Fake news jurídicas: como boatos legais afetam a sociedade?
Especialistas da Faculdade Presbiteriana Mackenzie Brasília (FPMB) explicam os riscos da desinformação e desmentem mitos comuns
O aumento da circulação de fake news jurídicas nas redes sociais acende um alerta entre especialistas. A distorção de informações legais, além de confundir o cidadão, pode comprometer direitos, manipular eleições e afetar reputações de forma irreversível. Quase 90% dos brasileiros admitem já terem acreditado em fake news. Segundo um levantamento do Instituto Locomotiva/A Agência Brasil, 8 em cada 10 brasileiros deram credibilidade a alguma notícia falsa, e 62% confiam em sua própria capacidade de diferenciar o falso do verdadeiro.
O professor da FPMB, Rodolfo Tamanaha, explica que fake news é mais do que uma notícia falsa, é um fenômeno complexo que envolve interesses e contextos. “Embora ainda não exista uma definição legal clara, seu impacto prático é visível e, muitas vezes, devastador”, afirma. Segundo ele, o contexto em que a informação é disseminada é crucial para entender as consequências jurídicas: “uma fake news usada em discurso político pode até ser tratada como retórica. Mas, em época de eleição, por exemplo, pode configurar ataque à integridade do processo democrático e ensejar responsabilização”, explica.
O professor também alerta para o uso da desinformação no mercado de consumo. “Quando um fornecedor mente sobre seu produto, estamos diante de um caso de responsabilidade. É fake news com consequência jurídica concreta”, conclui Rodolfo. Segundo o DataSenado, para 81% da população, plataformas digitais deveriam ser responsabilizadas por evitar a disseminação de notícias falsas.

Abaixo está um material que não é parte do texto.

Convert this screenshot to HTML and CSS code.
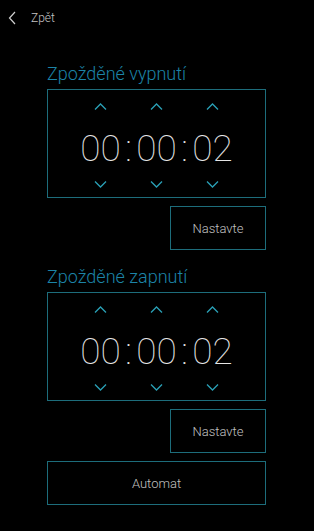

Já o professor de Filosofia e Ética, Junio Cezar da Rocha Souza, também da FPMB, chama atenção para o poder destrutivo dos boatos legais: “a produção de falsidades é antiga. No livro de Gênesis, o mal surge de um ludíbrio. Hoje, as fakes news abalam estruturas sociais e institucionais, podendo levar à injustiça”. Ele relembra o caso do comerciante Jean Calas, condenado à morte no século XVIII com base em boatos falsos. “Voltaire usou esse episódio para escrever o Tratado sobre a Tolerância. Somente após sua morte provaram sua inocência. Isso mostra como a mentira pode custar vidas”.
Mitos e manchetes enganosas
O professor Rodolfo destaca ainda que muitos mitos jurídicos nascem de títulos sensacionalistas. “Às vezes, por busca de cliques, a manchete distorce uma decisão judicial ou uma lei. O leitor, muitas vezes, é induzido ao erro. Isso é gravíssimo, pois o Direito regula nossa conduta cotidiana”, aponta. Ele cita como exemplo o caso da Escola Base, nos anos 1990, em que denúncias não comprovadas levaram a uma cobertura midiática precipitada e à destruição da reputação dos donos da escola. “A investigação era necessária, claro. Mas a forma como a mídia tratou o caso causou prejuízos psicológicos, sociais e financeiros irreparáveis”, conclui.
Educação e postura crítica
Para combater a desinformação, ambos os especialistas apostam na educação e no ceticismo saudável. “A educação jurídica fortalece o discernimento sobre leis e reduz a propagação de boatos”, explica o professor Junio. “Uma sociedade bem informada é menos vulnerável à manipulação”, completa. O professor reforça que hoje é possível checar fontes oficiais com facilidade. “Com um celular, qualquer cidadão pode acessar diretamente os órgãos do Direito e verificar a veracidade de uma informação. A postura crítica não significa desacreditar tudo, mas questionar até chegar à verdade”, conclui o professor da FPMB.